Gymnasium AsyncVectorEnv for individual metaworld env
Chaoqi-LIU opened this issue · 11 comments
as title, when I try to create a async vec env wrapper for metaworld 2.0.0 version, it failed because gymnasium.envs.mujoco.mujoco_rendering
involves
def _import_egl(width, height):
from mujoco.egl import GLContext
return GLContext(width, height)
in which contains
class GLContext:
"""An EGL context for headless accelerated OpenGL rendering on GPU devices."""
def __init__(self, max_width, max_height):
del max_width, max_height # unused
num_configs = ctypes.c_long() <---- ctypes
config_size = 1
config = EGL.EGLConfig()
EGL.eglReleaseThread()
EGL.eglChooseConfig(
EGL_DISPLAY,
EGL_ATTRIBUTES,
ctypes.byref(config),
config_size,
num_configs)
if num_configs.value < 1:
[skip]
Therefore, we got error from multiprocessing
, saying that ValueError: ctypes objects containing pointers cannot be pickled
, which then cause EGL / viewers / renderer breaks. When I use SyncVectorEnv as the wrapper, everything is fine.
Can ppl provide me a way to async vectorize individual env in metaworld? Thanks.

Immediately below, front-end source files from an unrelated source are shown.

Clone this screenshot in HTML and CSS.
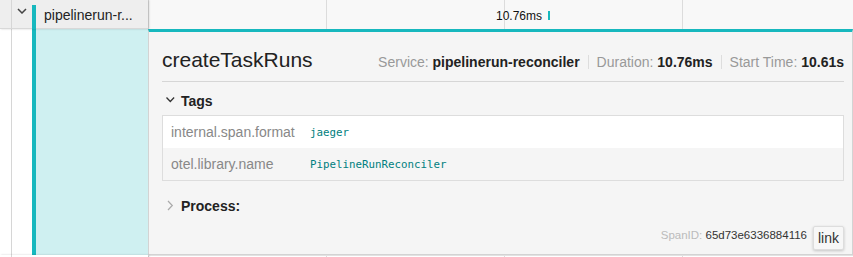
FILE: index.html
```html
<!DOCTYPE html>
<html lang="en">
<head>
  <meta charset="UTF-8" />
  <meta name="viewport" content="width=device-width, initial-scale=1" />
  <title>Trace – createTaskRuns</title>
  <link rel="stylesheet" href="styles.css">
</head>
<body>

  <div class="trace">

    <div class="span-row">
      <div class="name-col">
        <div class="indent"></div>
        <div class="toggle">
          <svg width="10" height="6" viewBox="0 0 10 6"><path d="M1 1 L5 5 L9 1" fill="none" stroke="#444" stroke-width="1.5"/></svg>
        </div>
        <div class="span-name">pipelinerun-r...</div>
      </div>
      <div class="span-view">
        <div class="ticks"><span></span><span></span><span></span><span></span></div>
        <div class="bar"><span class="bar-label">10.76ms</span></div>
      </div>
    </div>

    <div class="detail-row">
      <div class="detail-name-col">
        <div class="indent white"></div>
        <div class="toggle white"></div>
        <div class="accent"></div>
      </div>

      <div class="detail-info">
        <div class="detail-header">
          <h2 class="op-name">createTaskRuns</h2>
          <ul class="overview">
            <li><span class="label">Service:</span> <strong>pipelinerun-reconciler</strong></li>
            <li class="sep"></li>
            <li><span class="label">Duration:</span> <strong>10.76ms</strong></li>
            <li class="sep"></li>
            <li><span class="label">Start Time:</span> <strong>10.61s</strong></li>
          </ul>
        </div>

        <div class="section-toggle tags-toggle">
          <svg width="14" height="14" viewBox="0 0 14 14"><path d="M2.5 3.5 L6.3 7.5 L10.1 3.5" fill="none" stroke="#333" stroke-width="1.3"/></svg>
          Tags
        </div>

        <table class="kv-table">
          <tr>
            <td class="kv-key">internal.span.format</td>
            <td class="kv-value">jaeger</td>
          </tr>
          <tr>
            <td class="kv-key">otel.library.name</td>
            <td class="kv-value">PipelineRunReconciler</td>
          </tr>
        </table>

        <div class="section-toggle process-toggle">
          <svg width="14" height="14" viewBox="0 0 14 14"><path d="M4 2 L8.3 6.5 L4 11" fill="none" stroke="#aaa" stroke-width="1.2"/></svg>
          Process:
        </div>

        <div class="detail-footer">
          <span class="span-id"><span class="label">SpanID:</span> 65d73e6336884116</span>
          <button class="link-btn">link</button>
        </div>
      </div>
    </div>

    <div class="span-row next">
      <div class="name-col">
        <div class="indent"></div>
      </div>
      <div class="span-view">
        <div class="ticks"><span></span><span></span><span></span><span></span></div>
      </div>
    </div>

  </div>

</body>
</html>
```

FILE: styles.css
```css
body {
  margin: 0;
  font-family: "Liberation Sans", Arial, sans-serif;
  color: #222;
  background: #fff;
  overflow: hidden;
}

.trace {
  width: 853px;
}

/* span row */

.span-row {
  display: flex;
  height: 29px;
}

.name-col {
  width: 148px;
  flex: none;
  display: flex;
  background: #eee;
  box-shadow: inset 0 -1px #d8d8d8, 1px 0 2px rgba(0,0,0,0.18);
  position: relative;
  z-index: 1;
}

.indent {
  width: 11px;
  flex: none;
  border-right: 1px solid #d6d6d6;
}

.toggle {
  width: 20px;
  flex: none;
  padding-left: 5px;
  box-sizing: border-box;
}

.toggle svg {
  display: block;
  margin-top: 8px;
}

.white {
  background: #fff;
}

.span-name {
  flex: 1;
  margin-top: 5px;
  border-left: 4px solid #17b8be;
  padding-left: 8px;
  font-size: 14px;
  line-height: 20px;
  white-space: nowrap;
  overflow: hidden;
}

.span-view {
  flex: 1;
  position: relative;
  background: #f8f8f8;
  overflow: hidden;
}

.ticks {
  position: absolute;
  top: 0;
  bottom: 0;
  left: 0;
  display: flex;
}

.ticks span {
  width: 177px;
  flex: none;
  border-left: 1px solid #dcdcdc;
}

.bar {
  position: absolute;
  left: 400px;
  top: 11px;
  width: 2px;
  height: 9px;
  background: #17b8be;
}

.bar-label {
  position: absolute;
  right: 100%;
  top: -1px;
  margin-right: 6px;
  font-size: 12px;
  line-height: 12px;
  color: #111;
  white-space: nowrap;
}

/* detail row */

.detail-row {
  display: flex;
}

.detail-name-col {
  width: 148px;
  flex: none;
  display: flex;
}

.accent {
  flex: 1;
  border-left: 4px solid #17b8be;
  background: #cff0f1;
}

.detail-info {
  flex: 1;
  background: #f5f5f5;
  border: 1px solid #d3d3d3;
  border-top: 3px solid #17b8be;
  padding: 0 8px 4px 13px;
}

.detail-header {
  display: flex;
  justify-content: space-between;
  align-items: baseline;
  padding: 15px 0 9px;
  border-bottom: 1px solid #d6d6d6;
}

.op-name {
  margin: 0;
  font-size: 21px;
  font-weight: normal;
  line-height: 25px;
  color: #222;
}

.overview {
  display: flex;
  align-items: baseline;
  margin: 0;
  padding: 0;
  list-style: none;
  font-size: 14px;
}

.overview .label {
  color: #999;
}

.overview strong {
  color: #222;
}

.overview .sep {
  width: 1px;
  height: 14px;
  margin: 0 8px;
  background: #ddd;
  align-self: center;
}

.section-toggle {
  display: flex;
  align-items: center;
  font-size: 14px;
  font-weight: bold;
  line-height: 20px;
  color: #222;
}

.section-toggle svg {
  margin: 0 3px 0 2px;
}

.tags-toggle {
  margin-top: 9px;
}

.process-toggle {
  margin-top: 15px;
}

.kv-table {
  width: 100%;
  margin-top: 4px;
  border: 1px solid #ddd;
  border-spacing: 0;
  background: #fff;
  table-layout: fixed;
}

.kv-table tr:nth-child(2n) td {
  background: #f5f5f5;
}

.kv-table td {
  height: 32px;
  padding: 0 8px;
  vertical-align: middle;
}

.kv-key {
  width: 123px;
  font-size: 14px;
  color: #888;
  white-space: nowrap;
}

.kv-value {
  font-family: "DejaVu Sans Mono", monospace;
  font-size: 10.8px;
  color: #008080;
}

.detail-footer {
  display: flex;
  justify-content: flex-end;
  align-items: flex-start;
  margin-top: 10px;
}

.span-id {
  margin-top: 1px;
  margin-right: 6px;
  font-size: 11.5px;
  line-height: 16px;
  color: #333;
}

.span-id .label {
  color: #bbb;
}

.link-btn {
  height: 24px;
  padding: 0 4px;
  font-family: inherit;
  font-size: 14px;
  color: #333;
  background: #f7f7f7;
  border: 1px solid #ddd;
  border-radius: 2px;
  box-shadow: 0 1px 3px rgba(0,0,0,0.2);
}

/* next row */

.span-row.next {
  height: 12px;
}

.span-row.next .name-col {
  background: #fff;
  box-shadow: 1px 0 2px rgba(0,0,0,0.18);
}

.span-row.next .span-view {
  background: #fff;
  border-top: 1px solid #e2e2e2;
}
```
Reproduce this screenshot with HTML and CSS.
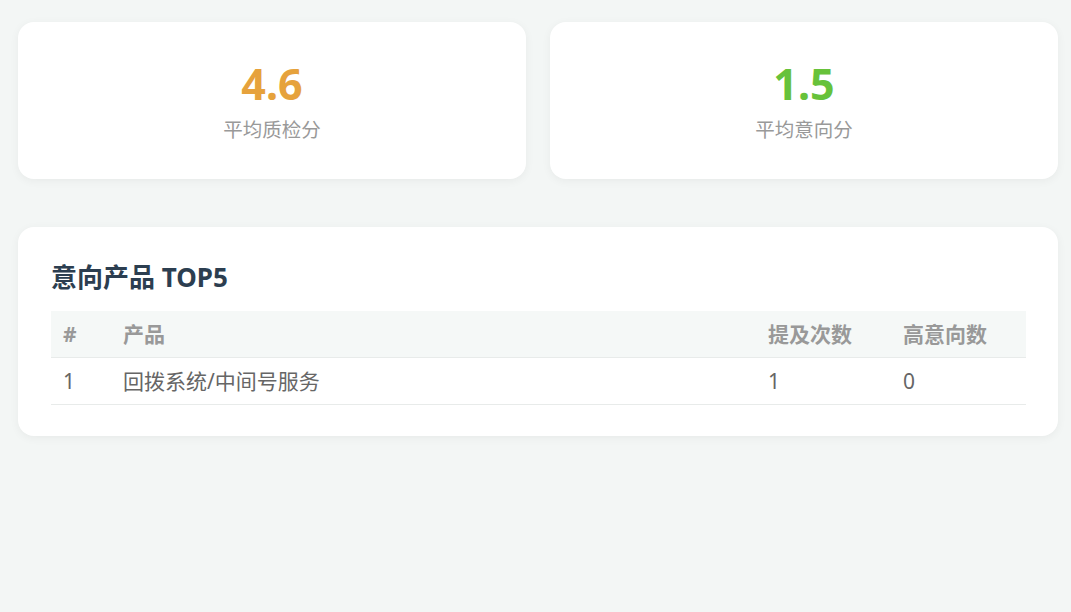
FILE: index.html
```html
<!DOCTYPE html>
<html lang="zh-CN">
<head>
<meta charset="utf-8">
<title>质检统计</title>
<link rel="stylesheet" href="styles.css">
</head>
<body>
<main class="page">
  <section class="stats">
    <div class="stat-card">
      <div class="stat-value warn">4.6</div>
      <div class="stat-label">平均质检分</div>
    </div>
    <div class="stat-card">
      <div class="stat-value ok">1.5</div>
      <div class="stat-label">平均意向分</div>
    </div>
  </section>

  <section class="panel">
    <h2 class="panel-title">意向产品 TOP5</h2>
    <table class="rank-table">
      <colgroup>
        <col class="c-idx">
        <col class="c-name">
        <col class="c-num">
        <col class="c-num">
      </colgroup>
      <thead>
        <tr>
          <th>#</th>
          <th>产品</th>
          <th>提及次数</th>
          <th>高意向数</th>
        </tr>
      </thead>
      <tbody>
        <tr>
          <td>1</td>
          <td>回拨系统/中间号服务</td>
          <td>1</td>
          <td>0</td>
        </tr>
      </tbody>
    </table>
  </section>
</main>
</body>
</html>
```

FILE: styles.css
```css
* {
  box-sizing: border-box;
}

html,
body {
  margin: 0;
  height: 100%;
}

body {
  background: #f3f6f5;
  font-family: "Noto Sans", "Noto Sans CJK SC", sans-serif;
  color: #606266;
}

.page {
  padding: 22px 13px 20px 18px;
}

.stats {
  display: grid;
  grid-template-columns: 1fr 1fr;
  gap: 24px;
}

.stat-card {
  background: #fff;
  border-radius: 16px;
  box-shadow: 0 2px 10px rgba(0, 0, 0, 0.05);
  padding: 37px 20px 35px;
  text-align: center;
}

.stat-value {
  font-size: 43px;
  line-height: 50px;
  font-weight: 700;
}

.stat-value.warn {
  color: #e6a23c;
}

.stat-value.ok {
  color: #67c23a;
}

.stat-label {
  margin-top: 7px;
  font-size: 19.5px;
  line-height: 28px;
  color: #999;
}

.panel {
  margin-top: 48px;
  background: #fff;
  border-radius: 16px;
  box-shadow: 0 2px 10px rgba(0, 0, 0, 0.05);
  padding: 32px 32px 31px 33px;
}

.panel-title {
  margin: 0 0 16px;
  font-size: 26px;
  line-height: 36px;
  font-weight: 700;
  color: #2c3e50;
}

.rank-table {
  width: 100%;
  border-collapse: collapse;
  table-layout: fixed;
}

.c-idx {
  width: 60px;
}

.c-num {
  width: 135px;
}

.rank-table th,
.rank-table td {
  text-align: left;
  padding: 8px 12px;
  line-height: 30px;
  font-size: 21px;
  border-bottom: 1px solid #e8ebea;
}

.rank-table th {
  background: #f5f8f7;
  color: #999;
  font-weight: 700;
}

.rank-table td {
  color: #666;
}
```
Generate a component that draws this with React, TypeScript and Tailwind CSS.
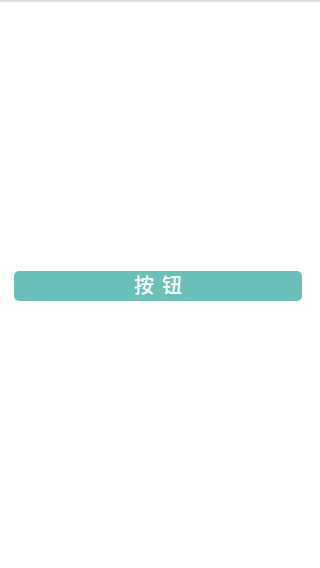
export default function App() {
  return (
    <div
      className="h-[568px] border-t-2 border-[#dcdcdc] bg-white flex items-center pl-[14px] pt-[2px]"
      style={{ fontFamily: '"Noto Sans CJK SC", "Noto Sans", sans-serif' }}
    >
      <button className="w-[288px] h-[30px] rounded-[5px] bg-[#6abfb8] text-white text-[20px] font-medium leading-none flex items-center justify-center gap-[8px] pb-[3px]">
        <span>按</span>
        <span>钮</span>
      </button>
    </div>
  );
}
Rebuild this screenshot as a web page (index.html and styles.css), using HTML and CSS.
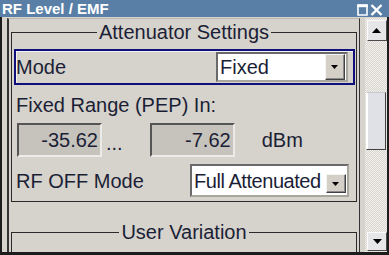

Do you need to use async and not sync? If so please raise the error in gymnasium not meta world as we need to fix it there
yes, I need async. I'll raise a new issue in gymnasium. Thanks
Just FYI, so that maybe this is not a problem with gymnasium but is a mistake I made, here's the minimal code to reproduce the error I got:
import metaworld
import gymnasium
from gymnasium.envs.mujoco.mujoco_rendering import MujocoRenderer
from gymnasium.vector.async_vector_env import AsyncVectorEnv
task_name = 'shelf-place-v2-goal-observable'
seed = 42
n_env = 2
class MetaworldEnv(gymnasium.Env):
metadata = {'render_modes': ['rgb_array', 'depth_array']}
def __init__(self):
self.env = metaworld.envs.ALL_V2_ENVIRONMENTS_GOAL_OBSERVABLE[task_name](seed=seed)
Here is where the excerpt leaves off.